Mar
31
2014

How to Prevent Early Spring Flowering

purple flower

Growing outdoors successfully hinges on how happy your plants are. Giving them a good start from day one makes a big difference, as well as the timing of when you decide to put your plants outside. But when is too early to plant your garden? This depends greatly on your geographic location and sun exposure of your garden location. The general consensus in planting zones north of Central California is to put your plants outside around memorial day weekend or the 1st of June. Warmer zones can plant outside in early to mid May. If planting delicate seedlings or clones outside, wait until mid-end of May. The long cold nights early in the spring will often induce flowering much too early and take away the energy used for vigorous vegetative growth. But many gardeners like to get a head start on the growing season. If you start your plants indoors under artificial plant lighting, it’s a good idea not to move them outside until the days are longer and the nights shorter.

Starting plants indoors for my outdoor garden?  Yes, using plant lights to grow your cuttings and seedlings indoors in the late winter or early spring is a great way to insure that your plants get an early jump on the season. If your greenhouse is geared to harvest year round this is something you are already using. But for those seasonal gardeners adding light to promote a longer veg cycle is extremely advantageous.

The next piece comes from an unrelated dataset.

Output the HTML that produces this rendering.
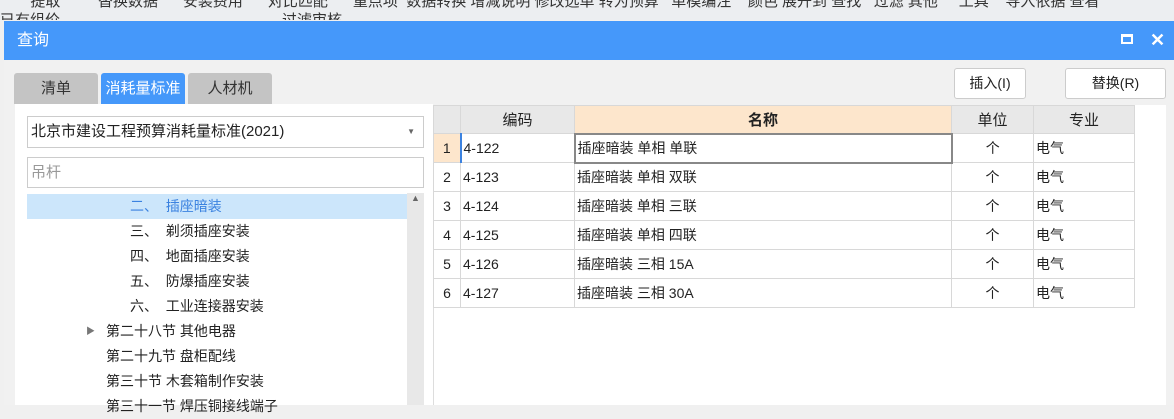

Whether you are in a greenhouse or outdoors, adding light to make longer days can be easily accomplished.  If you are a year-round greenhouse grower the use of HID lights is definitely the way to go but for the seasonal grower T5’s, LEDs or compact fluorescents are a cost effective way to maximize vegetative growth time. The sun is by far the main light source for your plants, but supplementing just a small amount of light in the early morning or beginning of the evening will keep the plants awake and keep your crop heading in the direction of a full potential harvest. You’re goal is not to prolong photosynthesis (growth). The goal is to extend the photoperiod (day length and flowering). Commonly affected plants are poinsettias and chrysanthemums. If you do have a greenhouse and are able to hang light fixtures then adding lights is a relatively easy process. Even just hanging the single strip T5 fixtures throughout your greenhouse can trick plants into believing the days are longer. Obviously the more time your plants have to grow under the sun the larger they will be before they begin to bloom and the greater the potential for a bigger, more bountiful harvest come the fall. For folks who do not have a structure or greenhouse to hang lights from, installing a series of posts around your garden and mounting T5 lights vertically or CFLs (compact fluorescents) will provide that extra few hours of light your plants may need.

Especially with clones started inside, you must acclimate your plants to the environment outside.  If you have a greenhouse that has regulated temperature and humidity this will be much less of an adjustment process than plants that are being transplanting into full sun. The temperature changes alone will take some getting used to for the garden. On a normal late spring or early summer day the temperature can fluctuate as much as 40 degrees. This is why you must give your crop a week or two to harden off.  Hardening off is the process of moving plants outdoors for a portion of the day to gradually introduce them to the direct sunlight and cold nights. Keep in mind how intense the direct sun is when first placing your plants in full sun.  Even when plants are started under HID lights, the sun is much brighter and in most cases the crop will not be able to handle it immediately. But there are ways to acclimate your garden to the intensity of the sun. This can be achieved with the use of shade cloth for a week or two or by slowly exposing them to direct sun little by little. The goal here is for your plants to be left in full sun all day without burning or showing signs of stress. This is an important part of the process when growing plants indoors and transplanting outdoors.

Another factor to consider when moving your plants outside is the amount of light your plants were getting before you put them outside. A common trick amongst indoor growers is to vegetate plants under 18+ hours of light per day. Essentially this is like getting one and a half days of growth in a 24 hour period. But if the plants are coming from a 18-24 hour light cycle and then are placed outside, the plants could easily go into shock. Even in late May when the days are relatively long your indoor plants will need an adjustment period.  Just another reason why supplemental lighting outdoors to extend the photoperiod is so helpful. The lights, even if relatively minimal, will keep your plants photocycle steady until they are acclimated properly.

Once the garden has fully adjusted to its new environment you can begin to wean the plants off the supplemental lighting until they no longer need them. Once you remove or turn off your lights completely off, sit back and watch the magic of Mother Nature as you head into the fall.